Restate the whole listing word for word. Pictures are left out.

^^^^^^^^

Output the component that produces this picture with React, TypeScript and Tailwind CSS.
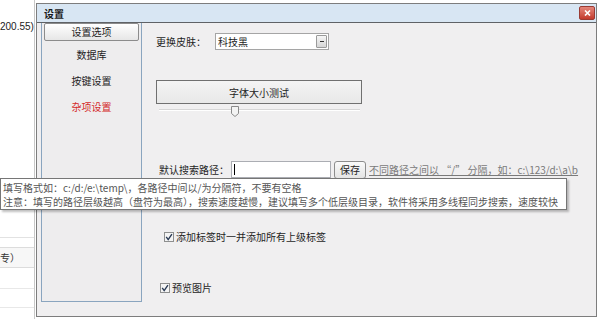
import React from "react";

function Check() {
  return (
    <svg width="10" height="10" viewBox="0 0 10 10" className="block">
      <rect x="0.5" y="0.5" width="9" height="9" fill="#f4f4f4" stroke="#8e8f8f" />
      <path d="M2.2 4.8 L4.2 7.6 L7.9 2.2" fill="none" stroke="#2a3a55" strokeWidth="1.4" />
    </svg>
  );
}

export default function App() {
  return (
    <div className="relative w-[600px] h-[319px] overflow-hidden bg-white font-['Noto_Sans_CJK_SC',sans-serif] text-[10px] text-[#1e1e1e]">
      {/* background page */}
      <div className="absolute left-0 top-[20px] text-[10px] leading-[14px] text-[#222] font-['Liberation_Sans',sans-serif]">200.55)</div>
      <div className="absolute left-0 top-[237px] w-[35px] border-t border-[#e2e2e2]" />
      <div className="absolute left-0 top-[247px] w-[35px] h-[21px] border-y border-[#dcdcdc] bg-[#f7f7f7] text-[10px] leading-[20px] text-[#333]">专）</div>
      <div className="absolute left-0 top-[288px] w-[35px] border-t border-[#e8e8e8]" />
      <div className="absolute left-0 top-[307px] w-[35px] border-t border-[#e8e8e8]" />
      <div className="absolute left-[34px] top-0 h-[319px] border-l border-[#c8c8c8]" />

      {/* dialog window */}
      <div className="absolute left-[36px] top-[3px] w-[561px] h-[314px] border border-[#7d7d7d] bg-[#f0eff0] flex flex-col">
        <div className="h-[19px] bg-[#d8e6f3] border-b border-[#5f6266] flex items-center justify-between pl-[7px] pr-[1px] shrink-0">
          <span className="font-bold text-[10px] text-[#1a1a1a]">设置</span>
          <div className="w-[16px] h-[14px] rounded-[2px] border border-[#9a3b33] bg-gradient-to-b from-[#e3857a] to-[#c3392c] flex items-center justify-center">
            <svg width="7" height="6" viewBox="0 0 7 6">
              <path d="M1 0.5 L6 5.5 M6 0.5 L1 5.5" stroke="#ffffff" strokeWidth="1.6" />
            </svg>
          </div>
        </div>
        <div className="flex flex-1 pl-[4px]">
          {/* left nav */}
          <div className="w-[101px] h-[279px] border border-[#8aa5bf] border-t-0 bg-[#eeedee] flex flex-col items-center shrink-0">
            <div className="w-[95px] h-[18px] rounded-[2px] border border-[#8c8c8c] bg-gradient-to-b from-[#ffffff] to-[#e6e6e6] flex items-center justify-center leading-none">
              设置选项
            </div>
            <div className="mt-[7px] h-[14px] leading-[14px]">数据库</div>
            <div className="mt-[12px] h-[14px] leading-[14px]">按键设置</div>
            <div className="mt-[12px] h-[14px] leading-[14px] text-[#d42a2a]">杂项设置</div>
          </div>

          {/* right content */}
          <div className="flex-1 flex flex-col">
            <div className="mt-[10px] ml-[14px] h-[17px] flex items-center">
              <span className="w-[59px]">更换皮肤：</span>
              <div className="w-[114px] h-[17px] border border-[#a5a5a5] bg-white flex items-center justify-between pl-[2px] pr-[1px]">
                <span className="leading-none">科技黑</span>
                <div className="w-[11px] h-[13px] border border-[#9a9a9a] rounded-[1px] bg-gradient-to-b from-[#f6f6f6] to-[#d6d6d6] flex items-center justify-center">
                  <div className="w-[4px] h-[1px] bg-[#333]" />
                </div>
              </div>
            </div>

            <div className="mt-[30px] ml-[14px] w-[206px] h-[24px] border border-[#707070] bg-gradient-to-b from-[#f4f4f4] to-[#e8e8e8] flex items-center justify-center">
              字体大小测试
            </div>

            <div className="mt-[2px] ml-[17px] w-[201px] h-[11px] relative">
              <div className="absolute left-0 right-0 top-[3px] h-[2px] bg-[#d6d6d6] border-b border-[#ffffff]" />
              <svg className="absolute left-[72px] top-0" width="8" height="11" viewBox="0 0 8 11">
                <path d="M0.5 0.5 H7.5 V7.5 L4 10.5 L0.5 7.5 Z" fill="#f3f3f3" stroke="#8a8a8a" />
              </svg>
            </div>

            <div className="mt-[44px] ml-[17px] h-[17px] flex items-center">
              <span className="w-[72px]">默认搜索路径：</span>
              <div className="w-[100px] h-[17px] border border-[#abadb3] bg-white flex items-center pl-[2px]">
                <div className="w-px h-[11px] bg-[#000]" />
              </div>
              <div className="ml-[3px] w-[32px] h-[18px] rounded-[3px] border border-[#8c8c8c] bg-gradient-to-b from-[#fafafa] to-[#e4e4e4] flex items-center justify-center">
                保存
              </div>
              <span className="ml-[3px] underline text-[#7a7a7a] whitespace-nowrap">不同路径之间以 “/” 分隔，如：c:\123/d:\a\b</span>
            </div>

            <div className="mt-[54px] ml-[22px] h-[10px] flex items-center">
              <Check />
              <span className="ml-[2px] leading-none">添加标签时一并添加所有上级标签</span>
            </div>

            <div className="mt-[40px] ml-[18px] h-[11px] flex items-center">
              <Check />
              <span className="ml-[2px] leading-none">预览图片</span>
            </div>
          </div>
        </div>
      </div>

      {/* tooltip */}
      <div className="absolute left-0 top-[178px] w-[567px] h-[32px] border border-[#767676] bg-white shadow-[2px_2px_2px_rgba(0,0,0,0.25)] pl-[2px] pt-[2px] text-[10px] leading-[14px] text-[#555] whitespace-nowrap">
        <div>填写格式如：c:/d:/e:\temp\，各路径中间以/为分隔符，不要有空格</div>
        <div>注意：填写的路径层级越高（盘符为最高），搜索速度越慢，建议填写多个低层级目录，软件将采用多线程同步搜索，速度较快</div>
      </div>
    </div>
  );
}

^^^^^^^^

=== RESPONSE TO THE TASK ===
Output the component that produces this picture with React, TypeScript and Tailwind CSS.
import React from "react";

function Check() {
  return (
    <svg width="10" height="10" viewBox="0 0 10 10" className="block">
      <rect x="0.5" y="0.5" width="9" height="9" fill="#f4f4f4" stroke="#8e8f8f" />
      <path d="M2.2 4.8 L4.2 7.6 L7.9 2.2" fill="none" stroke="#2a3a55" strokeWidth="1.4" />
    </svg>
  );
}

export default function App() {
  return (
    <div className="relative w-[600px] h-[319px] overflow-hidden bg-white font-['Noto_Sans_CJK_SC',sans-serif] text-[10px] text-[#1e1e1e]">
      {/* background page */}
      <div className="absolute left-0 top-[20px] text-[10px] leading-[14px] text-[#222] font-['Liberation_Sans',sans-serif]">200.55)</div>
      <div className="absolute left-0 top-[237px] w-[35px] border-t border-[#e2e2e2]" />
      <div className="absolute left-0 top-[247px] w-[35px] h-[21px] border-y border-[#dcdcdc] bg-[#f7f7f7] text-[10px] leading-[20px] text-[#333]">专）</div>
      <div className="absolute left-0 top-[288px] w-[35px] border-t border-[#e8e8e8]" />
      <div className="absolute left-0 top-[307px] w-[35px] border-t border-[#e8e8e8]" />
      <div className="absolute left-[34px] top-0 h-[319px] border-l border-[#c8c8c8]" />

      {/* dialog window */}
      <div className="absolute left-[36px] top-[3px] w-[561px] h-[314px] border border-[#7d7d7d] bg-[#f0eff0] flex flex-col">
        <div className="h-[19px] bg-[#d8e6f3] border-b border-[#5f6266] flex items-center justify-between pl-[7px] pr-[1px] shrink-0">
          <span className="font-bold text-[10px] text-[#1a1a1a]">设置</span>
          <div className="w-[16px] h-[14px] rounded-[2px] border border-[#9a3b33] bg-gradient-to-b from-[#e3857a] to-[#c3392c] flex items-center justify-center">
            <svg width="7" height="6" viewBox="0 0 7 6">
              <path d="M1 0.5 L6 5.5 M6 0.5 L1 5.5" stroke="#ffffff" strokeWidth="1.6" />
            </svg>
          </div>
        </div>
        <div className="flex flex-1 pl-[4px]">
          {/* left nav */}
          <div className="w-[101px] h-[279px] border border-[#8aa5bf] border-t-0 bg-[#eeedee] flex flex-col items-center shrink-0">
            <div className="w-[95px] h-[18px] rounded-[2px] border border-[#8c8c8c] bg-gradient-to-b from-[#ffffff] to-[#e6e6e6] flex items-center justify-center leading-none">
              设置选项
            </div>
            <div className="mt-[7px] h-[14px] leading-[14px]">数据库</div>
            <div className="mt-[12px] h-[14px] leading-[14px]">按键设置</div>
            <div className="mt-[12px] h-[14px] leading-[14px] text-[#d42a2a]">杂项设置</div>
          </div>

          {/* right content */}
          <div className="flex-1 flex flex-col">
            <div className="mt-[10px] ml-[14px] h-[17px] flex items-center">
              <span className="w-[59px]">更换皮肤：</span>
              <div className="w-[114px] h-[17px] border border-[#a5a5a5] bg-white flex items-center justify-between pl-[2px] pr-[1px]">
                <span className="leading-none">科技黑</span>
                <div className="w-[11px] h-[13px] border border-[#9a9a9a] rounded-[1px] bg-gradient-to-b from-[#f6f6f6] to-[#d6d6d6] flex items-center justify-center">
                  <div className="w-[4px] h-[1px] bg-[#333]" />
                </div>
              </div>
            </div>

            <div className="mt-[30px] ml-[14px] w-[206px] h-[24px] border border-[#707070] bg-gradient-to-b from-[#f4f4f4] to-[#e8e8e8] flex items-center justify-center">
              字体大小测试
            </div>

            <div className="mt-[2px] ml-[17px] w-[201px] h-[11px] relative">
              <div className="absolute left-0 right-0 top-[3px] h-[2px] bg-[#d6d6d6] border-b border-[#ffffff]" />
              <svg className="absolute left-[72px] top-0" width="8" height="11" viewBox="0 0 8 11">
                <path d="M0.5 0.5 H7.5 V7.5 L4 10.5 L0.5 7.5 Z" fill="#f3f3f3" stroke="#8a8a8a" />
              </svg>
            </div>

            <div className="mt-[44px] ml-[17px] h-[17px] flex items-center">
              <span className="w-[72px]">默认搜索路径：</span>
              <div className="w-[100px] h-[17px] border border-[#abadb3] bg-white flex items-center pl-[2px]">
                <div className="w-px h-[11px] bg-[#000]" />
              </div>
              <div className="ml-[3px] w-[32px] h-[18px] rounded-[3px] border border-[#8c8c8c] bg-gradient-to-b from-[#fafafa] to-[#e4e4e4] flex items-center justify-center">
                保存
              </div>
              <span className="ml-[3px] underline text-[#7a7a7a] whitespace-nowrap">不同路径之间以 “/” 分隔，如：c:\123/d:\a\b</span>
            </div>

            <div className="mt-[54px] ml-[22px] h-[10px] flex items-center">
              <Check />
              <span className="ml-[2px] leading-none">添加标签时一并添加所有上级标签</span>
            </div>

            <div className="mt-[40px] ml-[18px] h-[11px] flex items-center">
              <Check />
              <span className="ml-[2px] leading-none">预览图片</span>
            </div>
          </div>
        </div>
      </div>

      {/* tooltip */}
      <div className="absolute left-0 top-[178px] w-[567px] h-[32px] border border-[#767676] bg-white shadow-[2px_2px_2px_rgba(0,0,0,0.25)] pl-[2px] pt-[2px] text-[10px] leading-[14px] text-[#555] whitespace-nowrap">
        <div>填写格式如：c:/d:/e:\temp\，各路径中间以/为分隔符，不要有空格</div>
        <div>注意：填写的路径层级越高（盘符为最高），搜索速度越慢，建议填写多个低层级目录，软件将采用多线程同步搜索，速度较快</div>
      </div>
    </div>
  );
}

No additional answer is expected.